Location
- 100 Kane Street Baltimore, Maryland 21224 United States 39°17′42″N 76°32′00″W﻿ / ﻿39.294907°N 76.53334°W

Information
- School type: Public
- Founded: 1966
- School district: Baltimore City Public Schools
- School number: 307
- Principal: Dr. Theodosia Edwards
- Grades: 6-12
- Enrollment: 58 (2018)
- Campus type: Urban
- Website: City Schools Site

= Claremont School, Baltimore =

Special-needs middle-high school in Baltimore, Maryland

Claremont School, is a public separate middle/high school located in Orangeville, Baltimore, Maryland, United States. The school was founded in 1966 with the purpose of serving the needs of students with intellectual disabilities. The school continues to serve students with disabilities, grades 6-12, offering career & technical training in areas such as food & beverage management.

==History==
Originally proposed as the Claremont Trainable School, the school was constructed in 1966 as purpose-built facility for training of students with intellectual disabilities, containing only small, special classrooms as well as home economics and industrial arts facilities, without a cafeteria, gymnasium or auditorium. Claremont's building was opposed by the Department of Education and Bureau of Building Construction, who objected to the high cost of the custom facility, 45% higher per square-foot than the bid for City Springs elementary earlier in the year. Nonetheless, the school's building was considered worth the cost by, with City Councilman John A. Pica stating "The need for this kind of facility in Baltimore city is too great to let it be delayed this way," and the Board of Estimates approved the project, which opened later in 1966. In 1969, Claremont was selected as the site of a project using federal funding to pilot a team teaching program to attempt on-the-job training of special education interns who did not have an education degree. The federal funding also permitted supplementary services for Claremont students including taxi and bus service and free lunches to be implemented.

In 2001, as part of a city-wide reorganization plan, Claremont was recommended, along with three other special education centers, for closure by Baltimore City Schools, in a move "intended to maximize efficiency and improve the quality of education." However, due to heavy community opposition, the school board ultimately voted to keep the school open.

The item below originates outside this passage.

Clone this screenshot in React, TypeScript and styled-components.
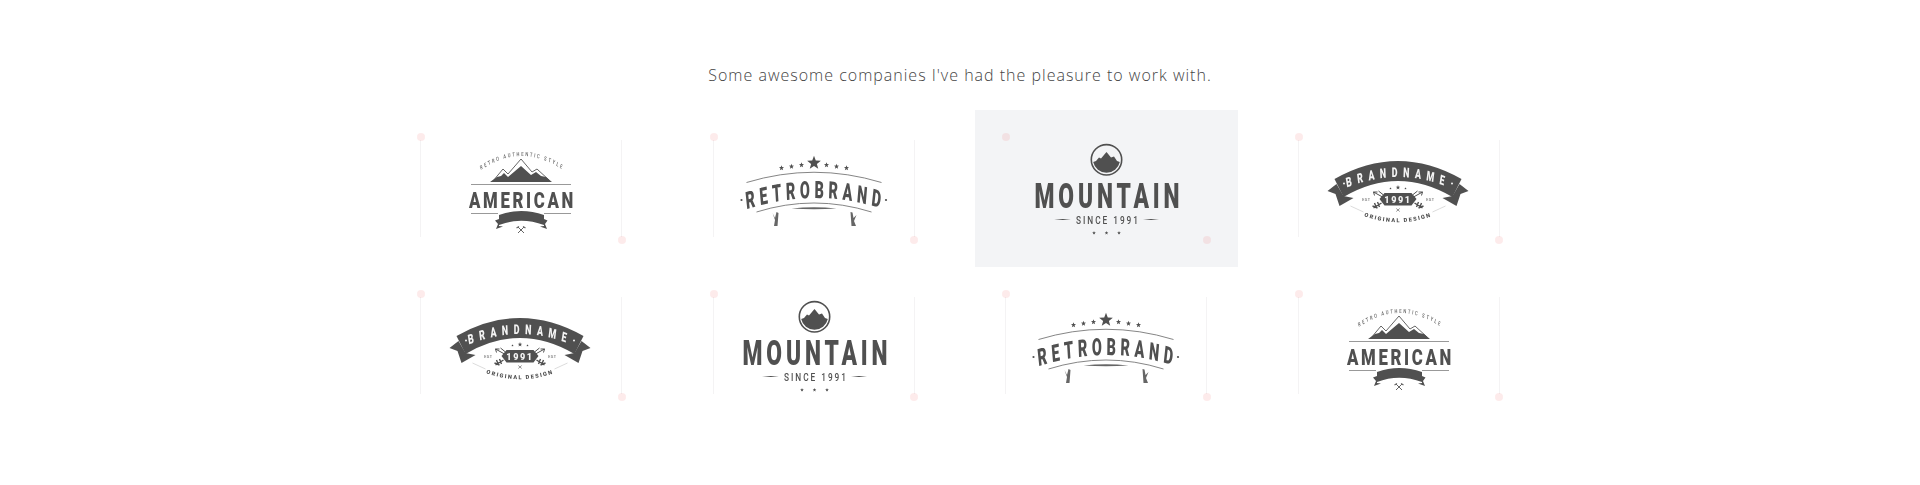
import React from "react";
import styled, { createGlobalStyle } from "styled-components";

const Global = createGlobalStyle`
  html, body { margin: 0; padding: 0; background: #fff; }
  body { font-family: "Open Sans", "Liberation Sans", sans-serif; }
`;

const Section = styled.section`
  width: 1140px;
  margin: 0 auto;
  padding: 60px 0 61px;
`;

const Title = styled.p`
  margin: 0 0 20px;
  font-size: 16px;
  font-weight: 300;
  line-height: 30px;
  letter-spacing: 1px;
  text-align: center;
  color: #444;
`;

const Grid = styled.div`
  display: grid;
  grid-template-columns: repeat(4, 262.5px);
  column-gap: 30px;
  grid-auto-rows: 157px;
`;

const Card = styled.div<{ $active?: boolean }>`
  position: relative;
  background: ${(p) => (p.$active ? "#f3f4f6" : "transparent")};
`;

const Dot = styled.span<{ $end?: boolean }>`
  position: absolute;
  left: ${(p) => (p.$end ? 227.5 : 27)}px;
  top: ${(p) => (p.$end ? 126 : 23)}px;
  width: 8px;
  height: 8px;
  border-radius: 50%;
  background: rgba(240, 110, 110, 0.14);
`;

const Rule = styled.span<{ $end?: boolean }>`
  position: absolute;
  left: ${(p) => (p.$end ? 231 : 30)}px;
  top: 30px;
  width: 1px;
  height: 97px;
  background: #f4f3f4;
`;

const Art = styled.svg`
  display: block;
  position: relative;
  width: 262.5px;
  height: 157px;
  filter: blur(0.4px);
`;

const Word = styled.text<{ $light?: boolean; $thin?: boolean; $soft?: boolean }>`
  font-family: Roboto, "Liberation Sans", sans-serif;
  font-weight: ${(p) => (p.$thin ? 500 : 900)};
  fill: ${(p) => (p.$light ? "#f4f4f4" : p.$soft ? "#6a6a6a" : "#505050")};
`;

const INK = "#505050";

function Star({ x, y, r }: { x: number; y: number; r: number }) {
  const pts: string[] = [];
  for (let i = 0; i < 10; i++) {
    const a = (Math.PI / 5) * i - Math.PI / 2;
    const q = i % 2 ? r * 0.42 : r;
    pts.push(`${(x + q * Math.cos(a)).toFixed(2)},${(y + q * Math.sin(a)).toFixed(2)}`);
  }
  return <polygon points={pts.join(" ")} fill={INK} />;
}

type ArcProps = {
  id: string;
  text: string;
  cx: number;
  apex: number;
  /** curvature: y = apex + bend * dx * dx, with dx in page units */
  bend: number;
  squeeze: number;
  size: number;
  spacing: number;
  light?: boolean;
  thin?: boolean;
  soft?: boolean;
};

/* Text on a parabola, squeezed horizontally because no condensed face is installed. */
function ArcWord({ id, text, cx, apex, bend, squeeze, size, spacing, light, thin, soft }: ArcProps) {
  const half = 100;
  const endY = apex + bend * half * half;
  const ctrlY = 2 * apex - endY;
  const w = half / squeeze;
  return (
    <g transform={`translate(${cx} 0) scale(${squeeze} 1)`}>
      <path id={id} d={`M${-w} ${endY} Q0 ${ctrlY} ${w} ${endY}`} fill="none" />
      <Word fontSize={size} letterSpacing={spacing} $light={light} $thin={thin} $soft={soft}>
        <textPath href={`#${id}`} startOffset="50%" textAnchor="middle">{text}</textPath>
      </Word>
    </g>
  );
}

function American({ uid }: { uid: string }) {
  return (
    <Art viewBox="390 110 262.5 157">
      <ArcWord id={`am-${uid}`} text="RETRO AUTHENTIC STYLE" cx={522} apex={156} bend={0.0082} squeeze={0.72} size={5.8} spacing={2.35} thin soft />
      <path d="M493 181 L503 169 L508 174 L521 159 L532 172 L537 169 L549 180" fill="none" stroke="#666" strokeWidth="1" />
      <polygon points="490,182 497,177 501,176 504,173 508,177 521,166 531,175 536,172 541,176 546,177 552,182" fill={INK} />
      <line x1="471" x2="571" y1="184.5" y2="184.5" stroke="#999" />
      <Word x="469" y="207.5" fontSize="22" letterSpacing="3.5" textLength="107" lengthAdjust="spacingAndGlyphs">AMERICAN</Word>
      <line x1="471" x2="498" y1="213.5" y2="213.5" stroke="#999" />
      <line x1="544" x2="571" y1="213.5" y2="213.5" stroke="#999" />
      <path d="M499 215 Q521 207 544 215 L544 225 Q521 216.5 499 225 Z" fill={INK} />
      <polygon points="499,219 495,220.5 498,224 496,229 503,226.5 499,226" fill={INK} />
      <polygon points="544,219 547.5,220.5 545,224 547,229 540,226.5 544,226" fill={INK} />
      <path d="M518 227 L524 233 M524 227 L518 233" stroke="#666" strokeWidth="1" />
      <path d="M516.5 228 L519 226.5 M525.5 228 L523 226.5" stroke="#666" strokeWidth="1.2" />
    </Art>
  );
}

function RetroBrand({ uid }: { uid: string }) {
  return (
    <Art viewBox="682.5 110 262.5 157">
      <Star x={813.5} y={163} r={7.2} />
      {[781, 791, 801, 826, 836, 846].map((x, i) => (
        <Star key={x} x={x} y={[168, 166.5, 165, 165, 166.5, 168][i]} r={2.7} />
      ))}
      <path d="M746 182.5 Q813.5 162 881 182.5" fill="none" stroke="#777" strokeWidth="0.9" />
      <ArcWord id={`rb-${uid}`} text="RETROBRAND" cx={815} apex={198} bend={0.0024} squeeze={0.6} size={24} spacing={7.5} />
      <circle cx="741" cy="200" r="1.1" fill={INK} />
      <circle cx="885.5" cy="200" r="1.1" fill={INK} />
      <path d="M756 212 Q813.5 194 871 212" fill="none" stroke="#777" strokeWidth="0.9" />
      <path d="M791 208.5 Q813.5 206 836 208.5 Q813.5 210 791 208.5 Z" fill="#666" />
      <path d="M772 213 L774.5 218 L776 212 L778 213 L777 226 L773.5 226 L774.5 220 Z" fill="#666" />
      <path d="M850 212 L852 212.5 L853 218 L856 215 L853.5 221 L855.5 226 L851 226 Z" fill="#666" />
    </Art>
  );
}

function Mountain() {
  return (
    <Art viewBox="975 110 262.5 157">
      <circle cx="1106.5" cy="159.8" r="15.2" fill="none" stroke={INK} strokeWidth="1.6" />
      <path
        d="M1093.2 162 L1096 161 L1099 157.5 L1101 158.5 L1106.5 152 L1111 157.5 L1114 156.5 L1117 161 L1119.8 162 A13.6 13.6 0 0 1 1093.2 162 Z"
        fill={INK}
      />
      <Word x="1034.5" y="208" fontSize="35" letterSpacing="6" textLength="149" lengthAdjust="spacingAndGlyphs">MOUNTAIN</Word>
      <path d="M1054 219.5 Q1063 218.6 1071 219.5 Q1063 220.4 1054 219.5 Z" fill={INK} />
      <path d="M1143 219.5 Q1151 218.6 1159 219.5 Q1151 220.4 1143 219.5 Z" fill={INK} />
      <Word x="1076" y="223.5" fontSize="10.5" letterSpacing="2.5" textLength="64" lengthAdjust="spacingAndGlyphs" $thin>SINCE 1991</Word>
      <Star x={1094} y={233} r={1.9} />
      <Star x={1106.5} y={233} r={1.9} />
      <Star x={1119} y={233} r={1.9} />
    </Art>
  );
}

function BrandName({ uid }: { uid: string }) {
  const mirror = "translate(2795 0) scale(-1 1)";
  const side = (
    <>
      <polygon points="1336,184 1327,191 1335,194 1339,206 1353,198 1343,196" fill={INK} />
      <path d="M1373 192 L1382 197 M1373 192 l4 0 M1373 192 l1 3.5 M1378 191 L1383 195" stroke={INK} strokeWidth="1" fill="none" />
      <path d="M1373 208 L1381 203 M1374 203 l2 5 M1377 202 l2 5 M1372 206 l5 2" stroke={INK} strokeWidth="1.4" fill="none" />
      <path d="M1350 206 L1363 212" stroke="#ccc" strokeWidth="0.7" fill="none" />
    </>
  );
  return (
    <Art viewBox="1267.5 110 262.5 157">
      {side}
      <g transform={mirror}>{side}</g>
      <path d="M1334 179 Q1397.5 143 1461 179 L1452 197 Q1397.5 165 1343 197 Z" fill={INK} />
      <ArcWord id={`bn-${uid}`} text="BRANDNAME" cx={1397.5} apex={177} bend={0.0041} squeeze={0.66} size={13.5} spacing={8.2} light />
      <circle cx="1343.5" cy="183.5" r="1" fill="#f4f4f4" />
      <circle cx="1451.5" cy="183.5" r="1" fill="#f4f4f4" />
      <Star x={1397.5} y={187.5} r={2.4} />
      <Star x={1390} y={188.5} r={1.2} />
      <Star x={1405} y={188.5} r={1.2} />
      <polygon points="1379,199 1384,193 1411,193 1416,199 1411,205.5 1384,205.5" fill={INK} />
      <Word x="1397.5" y="203" fontSize="9" textAnchor="middle" letterSpacing="1.6" $light>1991</Word>
      <Word x="1366" y="200.5" fontSize="3.8" textAnchor="middle" letterSpacing="0.6" $thin $soft>EST</Word>
      <Word x="1430" y="200.5" fontSize="3.8" textAnchor="middle" letterSpacing="0.6" $thin $soft>EST</Word>
      <path d="M1395.8 208.5 L1399.2 211.5 M1399.2 208.5 L1395.8 211.5" stroke="#666" strokeWidth="0.7" />
      <path id={`bl-${uid}`} d="M1327.5 196.5 Q1397.5 248 1467.5 196.5" fill="none" />
      <Word fontSize="5.6" letterSpacing="1.5">
        <textPath href={`#bl-${uid}`} startOffset="50%" textAnchor="middle">ORIGINAL DESIGN</textPath>
      </Word>
    </Art>
  );
}

const logos = [American, RetroBrand, Mountain, BrandName, BrandName, Mountain, RetroBrand, American];

export default function App() {
  return (
    <>
      <Global />
      <Section>
        <Title>Some awesome companies I've had the pleasure to work with.</Title>
        <Grid>
          {logos.map((Logo, i) => (
            <Card key={i} $active={i === 2}>
              {i !== 2 && <Rule />}
              {i !== 2 && <Rule $end />}
              <Dot />
              <Dot $end />
              <Logo uid={String(i)} />
            </Card>
          ))}
        </Grid>
      </Section>
    </>
  );
}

In November 2014, as part of the 21st Century Schools project, Baltimore City Schools announced its intention to co-locate Claremont within the neighboring Patterson High School, once the latter's new facilities are built during the (projected) 2019 school year. Under the proposal, Claremont will retain a separate identity and facilities within the larger building with capacity for approximately 120 students. The school will relocate to the new Patterson/Claremont building during the 2022–2023 school year.

==Extracurriculars==
Claremont has hosted or participated in a number of programs outside of the school since its creation. Students from the school are able to participate in supervised summer jobs to gain experience, money and social connections, via a program funded through the school system. Starting in 1969, the city had hosted an annual Special Olympics (beginning one year after the original), and Claremont School students have been both participants and winners. By the 1980s, the school featured its own Girl Scout Troop, No. 888. Beginning in 1988, students from Claremont volunteered at the Memorial Stadium, handing out and collecting All-Star game ballots on the behalf of the Baltimore Orioles, in exchange for free trips to games there. The work also led to donations that funded programs at the school like assemblies and a school paper. When the Orioles made the transition to Camden Yards in 1992, they informed the Claremont students that they would not have them perform this task anymore. This led to letters of protest from the community, and the reversal of the change a month later. Johns Hopkins University hosts an organization, Best Buddies at JHU, which partners JHU students one-to-one with a student at both Claremont School and the related Baltimore Transition Connection to enjoy activities together including attending sports games, bowling, ice skating and meals.